I'm doing alot of experiments right now with various raid options and read/write speed. And 3 times now, the whole system went boom during the experiments. It is writing into random places on all disks, including boot sectors, partition tables and whatnot, so obviously every filesystem out there becomes corrupt to hell.
It seems the problem is due to integer overflow somewhere in raid (very probably raid5) or ext3fs code, as it is starting to write to the beginning of all disks instead of the raid partitions being tested. It *may* be related to direct-io (O_DIRECT) into a file in ext3 filesystem which is on top of softraid5 array. It may also be related to raid10 code, but it is less likely.
Here's the scenario.
I have 7 scsi disks, sda..sdg, 36GB each. On each drive there's a 3GB partition at the end (sdX10) where I'm testing stuff.
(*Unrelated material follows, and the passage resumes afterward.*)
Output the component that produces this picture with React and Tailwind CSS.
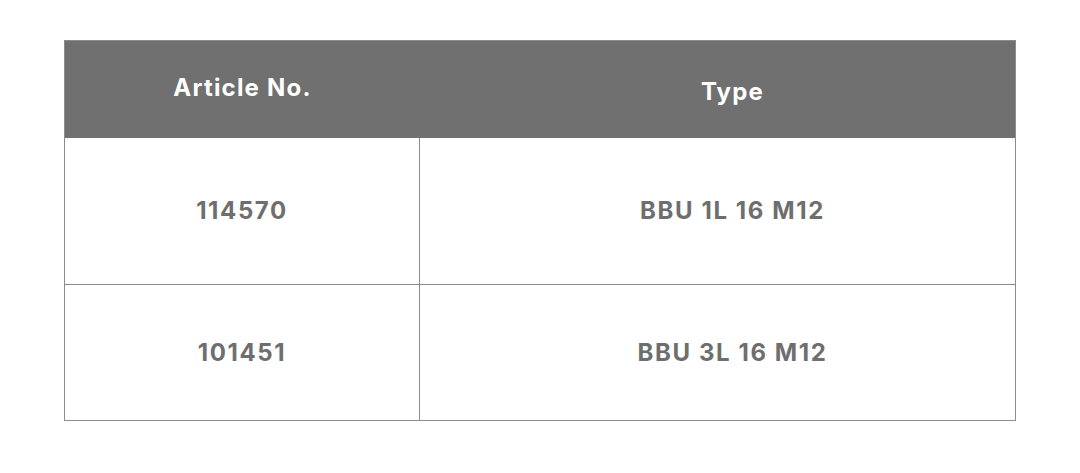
import React from "react";

const rows = [
  { article: "114570", type: "BBU 1L 16 M12", h: "h-[146px]" },
  { article: "101451", type: "BBU 3L 16 M12", h: "h-[136px]" },
];

export default function App() {
  return (
    <div className="h-[473px] w-[1080px] bg-white pt-10 pl-16 font-['Inter',sans-serif]">
      <div className="w-[952px] border border-[#8c8c8c]">
        <div className="flex h-[97px] bg-[#707070] text-[24px] font-bold tracking-[1.2px] text-white">
          <div className="flex w-[355px] items-center justify-center pb-1">Article No.</div>
          <div className="flex flex-1 items-center justify-center pt-1 pl-[30px]">Type</div>
        </div>
        {rows.map((r, i) => (
          <div
            key={r.article}
            className={`flex ${r.h} text-[24px] font-bold tracking-[1.6px] text-[#6e6e6e] ${i > 0 ? "border-t border-[#8c8c8c]" : ""}`}
          >
            <div className="flex w-[355px] items-center justify-center border-r border-[#8c8c8c]">
              {r.article}
            </div>
            <div className="flex flex-1 items-center justify-center pl-[30px]">{r.type}</div>
          </div>
        ))}
      </div>
    </div>
  );
}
I tried to create various raid arrays out of those sdX10 partitions, including raid5 (various chunk sizes), raid1+raid0 and raid10. On top of the raid array, I also tried to create ext3 fs. And did various read/write tests on both the md device (without the filesystem) and a file on the filesystem. The tests - just sequential read and write with various I/O size (8k, 16k, 32k, ..., 1m) and various O_DIRECT/O_SYNC/fsync() combinations.
Ofcourse I created/stopped raid arrays (all on the same sdX11), created, mounted and umounted filesystem on that arrays and did alot of reading and writing. I'm sure I didn't access other devices during all this testing (like trying to write to /dev/sdX instead of /dev/sdX11), and did not write to the device while there was filesystem mounted. And yes, my /dev/ major/minor numbers are correct (just verified to be sure).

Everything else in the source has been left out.